Findings of the 2023 ML-SUPERB Challenge: Pre-Training and Evaluation over More Languages and Beyond
Jiatong Shi, William Chen, Dan Berrebbi, Hsiu-Hsuan Wang, Wei-Ping Huang, En-Pei Hu, Ho-Lam Chuang, Xuankai Chang, Yuxun Tang, Shang-Wen Li, Abdelrahman Mohamed, Hung-yi Lee, Shinji Watanabe
TL;DR
ML-SUPERB 2023 broadens the multilingual self-supervised learning evaluation landscape by introducing three tracks (Research, Challenge, New Language) and expanding language coverage to $154$ languages. It demonstrates that scaling up models is not the sole path to multilingual proficiency and that diverse speech types and resource variability significantly impact performance.

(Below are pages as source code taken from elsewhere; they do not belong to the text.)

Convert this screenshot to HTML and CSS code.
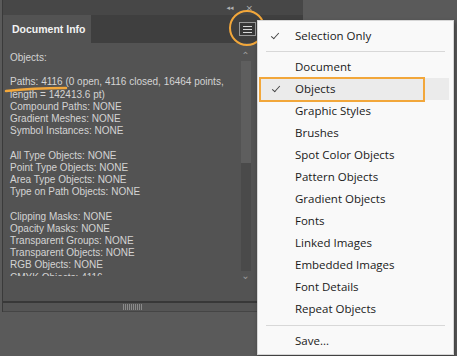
FILE: index.html
```html
<!DOCTYPE html>
<html lang="en">
<head>
	<meta charset="UTF-8">
	<meta name="viewport" content="width=device-width, initial-scale=1.0">
	<title>Document Info</title>
	<link rel="stylesheet" href="styles.css">
</head>
<body>
	<div class="workspace">
		<div class="panel">
			<div class="panel-top">
				<span class="top-btn">&#9666;&#9666;</span>
				<span class="top-btn close">&times;</span>
			</div>
			<div class="tabbar">
				<div class="tab">Document Info</div>
				<div class="menu-btn">
					<span></span><span></span><span></span>
				</div>
			</div>
			<div class="panel-body">
				<div class="info">
					<div>Objects:</div>
					<div class="gap"></div>
					<div>Paths: 4116 (0 open, 4116 closed, 16464 points,</div>
					<div>length = 142413.6 pt)</div>
					<div>Compound Paths: NONE</div>
					<div>Gradient Meshes: NONE</div>
					<div>Symbol Instances: NONE</div>
					<div class="gap"></div>
					<div>All Type Objects: NONE</div>
					<div>Point Type Objects: NONE</div>
					<div>Area Type Objects: NONE</div>
					<div>Type on Path Objects: NONE</div>
					<div class="gap"></div>
					<div>Clipping Masks: NONE</div>
					<div>Opacity Masks: NONE</div>
					<div>Transparent Groups: NONE</div>
					<div>Transparent Objects: NONE</div>
					<div>RGB Objects: NONE</div>
					<div>CMYK Objects: 4116</div>
				</div>
				<div class="scrollbar">
					<div class="arrow">&#8963;</div>
					<div class="track"><div class="thumb"></div></div>
					<div class="arrow">&#8964;</div>
				</div>
			</div>
			<div class="panel-foot">
				<div class="grip"></div>
			</div>
		</div>

		<svg class="mark-underline" width="64" height="8" viewBox="0 0 64 8">
			<path d="M2 6 C 20 4, 40 3, 62 3" fill="none" stroke="#f2a73b" stroke-width="2.5" stroke-linecap="round"/>
		</svg>
		<div class="mark-circle"></div>

		<div class="flyout">
			<div class="item checked">Selection Only</div>
			<div class="sep"></div>
			<div class="item">Document</div>
			<div class="item checked active">Objects</div>
			<div class="item">Graphic Styles</div>
			<div class="item">Brushes</div>
			<div class="item">Spot Color Objects</div>
			<div class="item">Pattern Objects</div>
			<div class="item">Gradient Objects</div>
			<div class="item">Fonts</div>
			<div class="item">Linked Images</div>
			<div class="item">Embedded Images</div>
			<div class="item">Font Details</div>
			<div class="item">Repeat Objects</div>
			<div class="sep last"></div>
			<div class="item">Save...</div>
		</div>
	</div>
</body>
</html>
```

FILE: styles.css
```css
body {
	margin: 0;
	background-color: #5a5a5a;
}

.workspace {
	position: relative;
	width: 457px;
	height: 356px;
	overflow: hidden;
	background-color: #5a5a5a;
}

.panel {
	width: 300px;
	margin-left: 2px;
	display: flex;
	flex-direction: column;
	border-left: 1px solid #3a3a3a;
}

.panel-top {
	height: 15px;
	background-color: #474747;
	display: flex;
	align-items: center;
	justify-content: flex-end;
	padding-right: 50px;
	gap: 12px;
	font-family: "DejaVu Sans", sans-serif;
	font-size: 7px;
	color: #b0b0b0;
}

.top-btn.close {
	font-size: 9px;
}

.tabbar {
	height: 28px;
	background-color: #3f3f3f;
	display: flex;
	align-items: stretch;
}

.tab {
	width: 79px;
	padding-left: 9px;
	background-color: #535353;
	color: #f2f2f2;
	font-family: "Liberation Sans", sans-serif;
	font-weight: bold;
	font-size: 10.5px;
	white-space: nowrap;
	display: flex;
	align-items: center;
}

.menu-btn {
	width: 15px;
	height: 12px;
	margin: 7px 0 0 148px;
	border: 1px solid #9a9a9a;
	background-color: #383838;
	display: flex;
	flex-direction: column;
	justify-content: center;
	align-items: center;
	gap: 2px;
}

.menu-btn span {
	display: block;
	width: 9px;
	height: 1px;
	background-color: #d8d8d8;
}

.panel-body {
	height: 258px;
	background-color: #535353;
	display: flex;
}

.info {
	width: 229px;
	height: 224px;
	padding: 9px 0 0 7px;
	overflow: hidden;
	font-family: "Liberation Sans", sans-serif;
	font-size: 10px;
	line-height: 12.2px;
	color: #d4d4d4;
	white-space: nowrap;
}

.gap {
	height: 12.2px;
}

.scrollbar {
	width: 13px;
	margin-top: 8px;
	height: 230px;
	display: flex;
	flex-direction: column;
	align-items: center;
}

.arrow {
	height: 10px;
	font-family: "DejaVu Sans", sans-serif;
	font-size: 10px;
	line-height: 10px;
	color: #9a9a9a;
}

.track {
	flex: 1;
	width: 10px;
	background-color: #4a4a4a;
}

.thumb {
	height: 102px;
	background-color: #5e5e5e;
}

.panel-foot {
	height: 8px;
	border-top: 2px solid #383838;
	border-bottom: 1px solid #454545;
	background-color: #555555;
	display: flex;
	justify-content: center;
	padding-right: 40px;
}

.grip {
	width: 20px;
	height: 6px;
	margin-top: 1px;
	background: repeating-linear-gradient(90deg, #8a8a8a 0 1px, transparent 1px 2px);
}

.mark-underline {
	position: absolute;
	left: 4px;
	top: 85px;
}

.mark-circle {
	position: absolute;
	left: 229px;
	top: 10px;
	width: 32px;
	height: 32px;
	border: 2.5px solid #f2a73b;
	border-radius: 50%;
}

.flyout {
	position: absolute;
	left: 257px;
	top: 20px;
	width: 195px;
	padding: 4px 0 2px;
	background-color: #f9f9f9;
	border: 1px solid #d6d6d6;
	box-shadow: 1px 2px 4px rgba(0, 0, 0, 0.35);
	font-family: "Open Sans", sans-serif;
	font-size: 11.5px;
	color: #1a1a1a;
}

.item {
	position: relative;
	height: 22px;
	line-height: 22px;
	padding-left: 37px;
	margin-right: 4px;
}

.item.checked::before {
	content: "";
	position: absolute;
	left: 13px;
	top: 8px;
	width: 7px;
	height: 3px;
	border-left: 1px solid #444;
	border-bottom: 1px solid #444;
	transform: rotate(-48deg);
}

.item.active {
	margin-left: 1px;
	padding-left: 36px;
	background-color: #ebebeb;
}

.item.active::after {
	content: "";
	position: absolute;
	left: 0;
	top: -1px;
	width: 162px;
	height: 21px;
	border: 2.5px solid #f2a73b;
}

.sep {
	height: 1px;
	margin: 4px 8px 4px 8px;
	background-color: #d8d8d8;
}

.sep.last {
	margin: 5px 8px 4px 8px;
}
```
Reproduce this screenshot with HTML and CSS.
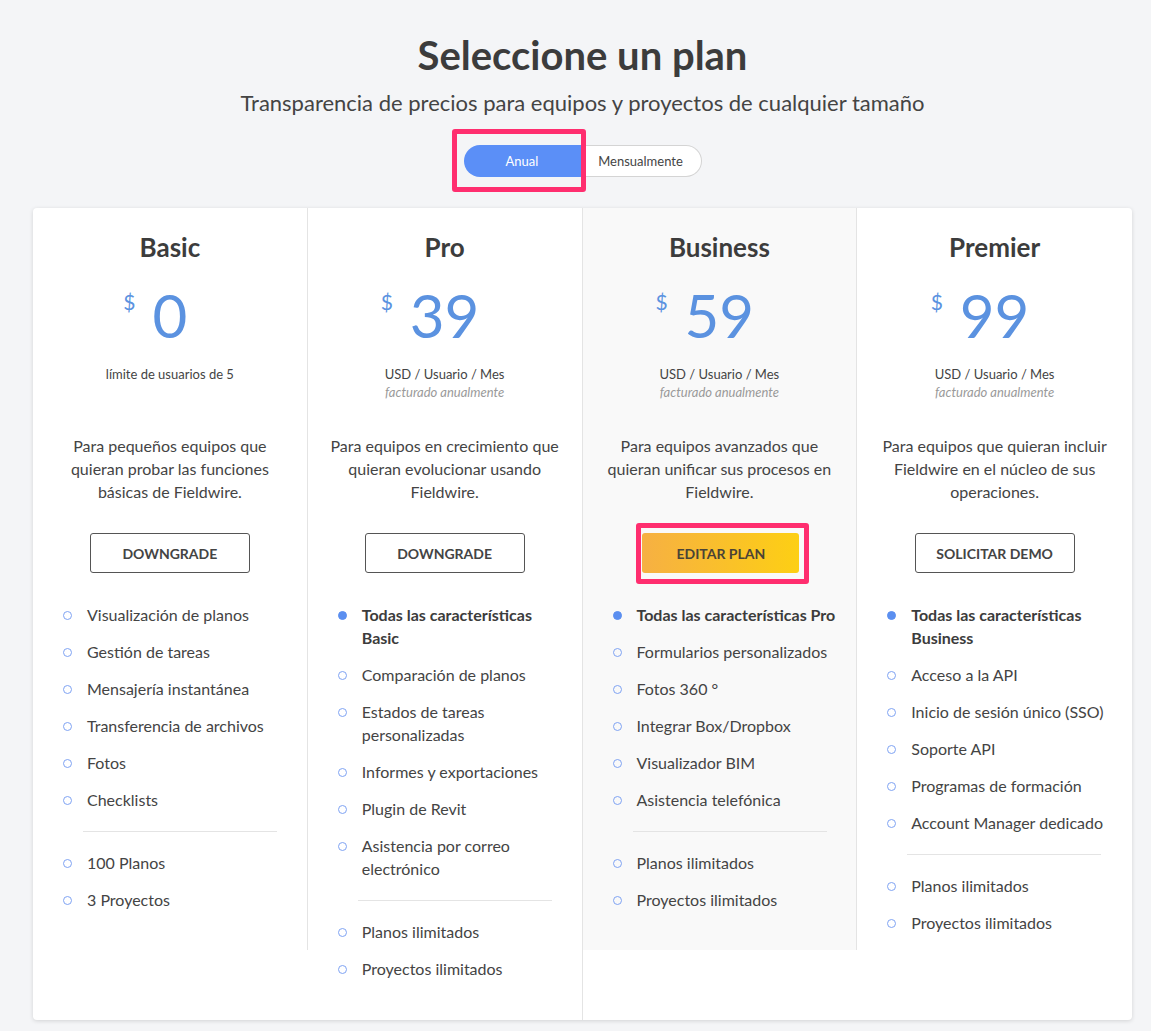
FILE: index.html
```html
<!DOCTYPE html>
<html lang="es">
<head>
<meta charset="utf-8">
<title>Seleccione un plan</title>
<link rel="stylesheet" href="styles.css">
</head>
<body>
<main class="page">
  <header class="intro">
    <h1 class="title">Seleccione un plan</h1>
    <p class="subtitle">Transparencia de precios para equipos y proyectos de cualquier tamaño</p>
    <div class="toggle">
      <span class="toggle-opt toggle-opt--active">Anual</span>
      <span class="toggle-opt">Mensualmente</span>
      <span class="highlight highlight--toggle"></span>
    </div>
  </header>

  <section class="plans">
    <article class="plan">
      <h2 class="plan-name">Basic</h2>
      <div class="price"><span class="amount"><span class="currency">$</span>0</span></div>
      <div class="price-info">
        <div class="price-unit">límite de usuarios de 5</div>
      </div>
      <p class="plan-desc">Para pequeños equipos que quieran probar las funciones básicas de Fieldwire.</p>
      <div class="action"><button class="btn">DOWNGRADE</button></div>
      <ul class="features">
        <li>Visualización de planos</li>
        <li>Gestión de tareas</li>
        <li>Mensajería instantánea</li>
        <li>Transferencia de archivos</li>
        <li>Fotos</li>
        <li>Checklists</li>
        <li class="sep"></li>
        <li>100 Planos</li>
        <li>3 Proyectos</li>
      </ul>
    </article>

    <article class="plan plan--tall">
      <h2 class="plan-name">Pro</h2>
      <div class="price"><span class="amount"><span class="currency">$</span>39</span></div>
      <div class="price-info">
        <div class="price-unit">USD / Usuario / Mes</div>
        <div class="price-note">facturado anualmente</div>
      </div>
      <p class="plan-desc">Para equipos en crecimiento que quieran evolucionar usando Fieldwire.</p>
      <div class="action"><button class="btn">DOWNGRADE</button></div>
      <ul class="features">
        <li class="strong">Todas las características Basic</li>
        <li>Comparación de planos</li>
        <li>Estados de tareas personalizadas</li>
        <li>Informes y exportaciones</li>
        <li>Plugin de Revit</li>
        <li>Asistencia por correo electrónico</li>
        <li class="sep"></li>
        <li>Planos ilimitados</li>
        <li>Proyectos ilimitados</li>
      </ul>
    </article>

    <article class="plan plan--current">
      <h2 class="plan-name">Business</h2>
      <div class="price"><span class="amount"><span class="currency">$</span>59</span></div>
      <div class="price-info">
        <div class="price-unit">USD / Usuario / Mes</div>
        <div class="price-note">facturado anualmente</div>
      </div>
      <p class="plan-desc">Para equipos avanzados que quieran unificar sus procesos en Fieldwire.</p>
      <div class="action">
        <span class="btn-wrap">
          <button class="btn btn--primary">EDITAR PLAN</button>
          <span class="highlight highlight--btn"></span>
        </span>
      </div>
      <ul class="features">
        <li class="strong">Todas las características Pro</li>
        <li>Formularios personalizados</li>
        <li>Fotos 360 °</li>
        <li>Integrar Box/Dropbox</li>
        <li>Visualizador BIM</li>
        <li>Asistencia telefónica</li>
        <li class="sep"></li>
        <li>Planos ilimitados</li>
        <li>Proyectos ilimitados</li>
      </ul>
    </article>

    <article class="plan plan--last">
      <h2 class="plan-name">Premier</h2>
      <div class="price"><span class="amount"><span class="currency">$</span>99</span></div>
      <div class="price-info">
        <div class="price-unit">USD / Usuario / Mes</div>
        <div class="price-note">facturado anualmente</div>
      </div>
      <p class="plan-desc">Para equipos que quieran incluir Fieldwire en el núcleo de sus operaciones.</p>
      <div class="action"><button class="btn">SOLICITAR DEMO</button></div>
      <ul class="features">
        <li class="strong">Todas las características Business</li>
        <li>Acceso a la API</li>
        <li>Inicio de sesión único (SSO)</li>
        <li>Soporte API</li>
        <li>Programas de formación</li>
        <li>Account Manager dedicado</li>
        <li class="sep"></li>
        <li>Planos ilimitados</li>
        <li>Proyectos ilimitados</li>
      </ul>
    </article>
  </section>
</main>
</body>
</html>
```

FILE: styles.css
```css
* { box-sizing: border-box; }

html, body {
  margin: 0;
  padding: 0;
  background: #f4f5f7;
}

body {
  font-family: Lato, "Open Sans", "Liberation Sans", sans-serif;
  color: #444;
}

.page {
  padding: 31px 19px 10px 33px;
}

.intro {
  display: flex;
  flex-direction: column;
  align-items: center;
}

.title {
  margin: 0;
  font-size: 40px;
  line-height: 48px;
  font-weight: 700;
  color: #3c3c3c;
}

.subtitle {
  margin: 11px 0 0;
  font-size: 22px;
  line-height: 26px;
  color: #444;
}

.toggle {
  position: relative;
  display: flex;
  margin-top: 29px;
  height: 32px;
}

.toggle-opt {
  display: flex;
  align-items: center;
  justify-content: center;
  height: 32px;
  font-size: 13px;
  color: #444;
  background: #fff;
  border: 1px solid #d4d4d4;
  border-left: none;
  border-radius: 0 16px 16px 0;
  width: 121px;
}

.toggle-opt--active {
  width: 117px;
  background: #5b8ff7;
  color: #fff;
  border: none;
  border-radius: 16px 0 0 16px;
}

.highlight {
  position: absolute;
  border: 5px solid #ff2e6f;
  border-radius: 3px;
  pointer-events: none;
}

.highlight--toggle {
  left: -12px;
  top: -16px;
  width: 134px;
  height: 63px;
}

.plans {
  margin-top: 31px;
  display: grid;
  grid-template-columns: repeat(4, minmax(0, 1fr));
  align-items: start;
  background: #fff;
  border-radius: 4px;
  box-shadow: 0 1px 4px rgba(0, 0, 0, 0.14);
}

.plan {
  min-height: 742px;
  padding: 23px 0 0;
  border-right: 1px solid #e4e4e4;
  text-align: center;
}

.plan--tall {
  padding-bottom: 26px;
}

.plan--current {
  background: #f9f9f9;
}

.plan--last {
  border-right: none;
}

.plan-name {
  margin: 0;
  font-size: 26px;
  line-height: 32px;
  font-weight: 700;
  color: #3c3c3c;
}

.price {
  margin-top: 22px;
  display: flex;
  justify-content: center;
}

.amount {
  position: relative;
  font-size: 60px;
  line-height: 60px;
  font-weight: 400;
  color: #5b92e0;
}

.currency {
  position: absolute;
  right: 100%;
  top: 7px;
  margin-right: 17px;
  font-size: 21px;
  line-height: 20px;
  font-weight: 400;
}

.price-info {
  margin-top: 20px;
  height: 36px;
}

.price-unit {
  font-size: 13px;
  line-height: 18px;
  color: #444;
}

.price-note {
  font-size: 13px;
  line-height: 18px;
  font-style: italic;
  color: #9a9a9a;
}

.plan-desc {
  margin: 33px 0 0;
  padding: 0 20px;
  font-size: 16px;
  line-height: 23px;
  color: #444;
}

.action {
  margin-top: 30px;
  display: flex;
  justify-content: center;
}

.btn-wrap {
  position: relative;
  display: inline-flex;
  margin-left: 3px;
}

.btn {
  width: 160px;
  height: 40px;
  padding: 0;
  background: #fff;
  border: 1px solid #555;
  border-radius: 3px;
  font-family: inherit;
  font-size: 14px;
  font-weight: 700;
  color: #444;
}

.btn--primary {
  width: 157px;
  border: none;
  background: linear-gradient(90deg, #f6b043 0%, #fdcf14 100%);
  color: #4a4336;
}

.highlight--btn {
  left: -6px;
  top: -10px;
  width: 173px;
  height: 61px;
}

.features {
  list-style: none;
  margin: 30px 0 0;
  padding: 0 13px 0 54px;
  text-align: left;
}

.features li {
  position: relative;
  font-size: 16px;
  line-height: 23px;
  color: #444;
  margin-bottom: 14px;
}

.features li::before {
  content: "";
  position: absolute;
  left: -24px;
  top: 8px;
  width: 7px;
  height: 7px;
  border: 1.5px solid #7fa3f3;
  border-radius: 50%;
}

.features li.strong {
  font-weight: 700;
  color: #3c3c3c;
}

.features li.strong::before {
  background: #5b8ff0;
  border-color: #5b8ff0;
}

.features li.sep {
  height: 1px;
  background: #e4e4e4;
  margin: 20px 0 19px -4px;
  width: 194px;
}

.features li.sep::before {
  display: none;
}
```
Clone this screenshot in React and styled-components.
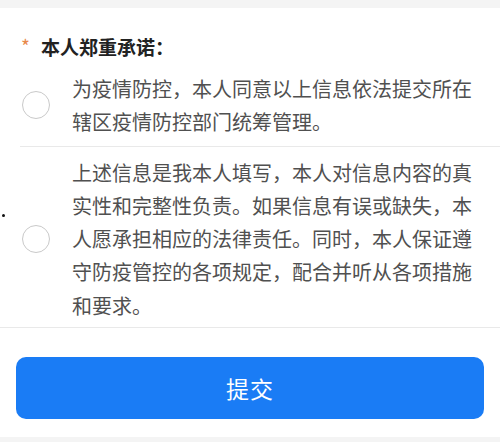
import React, { useState } from "react";
import styled, { createGlobalStyle } from "styled-components";

const Global = createGlobalStyle`
  html, body { margin: 0; padding: 0; background: #f4f4f4; }
  body { font-family: "Noto Sans CJK SC", "Noto Sans", sans-serif; }
`;

const Page = styled.div`
  width: 500px;
  height: 442px;
  padding-top: 8px;
  box-sizing: border-box;
  background: #f4f4f4;
`;

const Panel = styled.div`
  background: #ffffff;
  height: 429px;
  display: flex;
  flex-direction: column;
`;

const Title = styled.div`
  display: flex;
  align-items: center;
  padding: 27px 0 4px 21px;
  font-size: 19px;
  line-height: 24px;
  font-weight: 700;
  color: #222;
`;

const Star = styled.span`
  color: #e8884a;
  font-size: 19px;
  font-weight: 400;
  margin-right: 11px;
  position: relative;
  top: -1px;
`;

const List = styled.div`
  display: flex;
  flex-direction: column;
`;

const Row = styled.label`
  position: relative;
  display: flex;
  align-items: center;
  gap: 22px;
  padding: 9px 20px ${(p) => p.$pb}px 0;
  margin-left: ${(p) => p.$inset}px;
  padding-left: ${(p) => 22 - p.$inset}px;
  border-bottom: 1px solid #e9e9e9;
  cursor: pointer;
`;

const Circle = styled.span`
  flex: 0 0 auto;
  width: 28px;
  height: 28px;
  box-sizing: border-box;
  border-radius: 50%;
  border: 1.5px solid ${(p) => (p.$on ? "#1a7cf5" : "#c9c9c9")};
  background: ${(p) => (p.$on ? "#1a7cf5" : "#fff")};
`;

const Text = styled.div`
  font-size: 20px;
  line-height: 33.3px;
  color: #505050;
  width: 408px;
`;

const Dot = styled.span`
  position: absolute;
  left: 2px;
  top: 67px;
  width: 3px;
  height: 3px;
  border-radius: 50%;
  background: #111;
`;

const Footer = styled.div`
  padding: 29px 16px 0;
`;

const Button = styled.button`
  width: 100%;
  height: 62px;
  border: none;
  border-radius: 10px;
  background: #1a7cf5;
  color: #fff;
  font-family: inherit;
  font-size: 23px;
  letter-spacing: 1px;
  cursor: pointer;
`;

const items = [
  "为疫情防控，本人同意以上信息依法提交所在辖区疫情防控部门统筹管理。",
  "上述信息是我本人填写，本人对信息内容的真实性和完整性负责。如果信息有误或缺失，本人愿承担相应的法律责任。同时，本人保证遵守防疫管控的各项规定，配合并听从各项措施和要求。",
];

export default function App() {
  const [checked, setChecked] = useState([false, false]);
  return (
    <>
      <Global />
      <Page>
        <Panel>
          <Title>
            <Star>*</Star>本人郑重承诺：
          </Title>
          <List>
            {items.map((t, i) => (
              <Row
                key={i}
                $inset={i === 0 ? 20 : 0}
                $pb={i === 0 ? 7 : 5}
                onClick={() =>
                  setChecked((c) => c.map((v, j) => (j === i ? !v : v)))
                }
              >
                {i === 1 && <Dot />}
                <Circle $on={checked[i]} />
                <Text>{t}</Text>
              </Row>
            ))}
          </List>
          <Footer>
            <Button>提交</Button>
          </Footer>
        </Panel>
      </Page>
    </>
  );
}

The challenge showcases a range of approaches, including MMS-1b, XLSR-128, and WavLabLM variants, with multilingual SSL generally outperforming monolingual baselines and efficient, data-diverse strategies proving competitive. The New Language Track further injects low-resource languages into the benchmark, underlining the practical impact of ML-SUPERB as a collaborative, evolving platform for multilingual speech representation research.
Abstract
The 2023 Multilingual Speech Universal Performance Benchmark (ML-SUPERB) Challenge expands upon the acclaimed SUPERB framework, emphasizing self-supervised models in multilingual speech recognition and language identification. The challenge comprises a research track focused on applying ML-SUPERB to specific multilingual subjects, a Challenge Track for model submissions, and a New Language Track where language resource researchers can contribute and evaluate their low-resource language data in the context of the latest progress in multilingual speech recognition. The challenge garnered 12 model submissions and 54 language corpora, resulting in a comprehensive benchmark encompassing 154 languages. The findings indicate that merely scaling models is not the definitive solution for multilingual speech tasks, and a variety of speech/voice types present significant challenges in multilingual speech processing.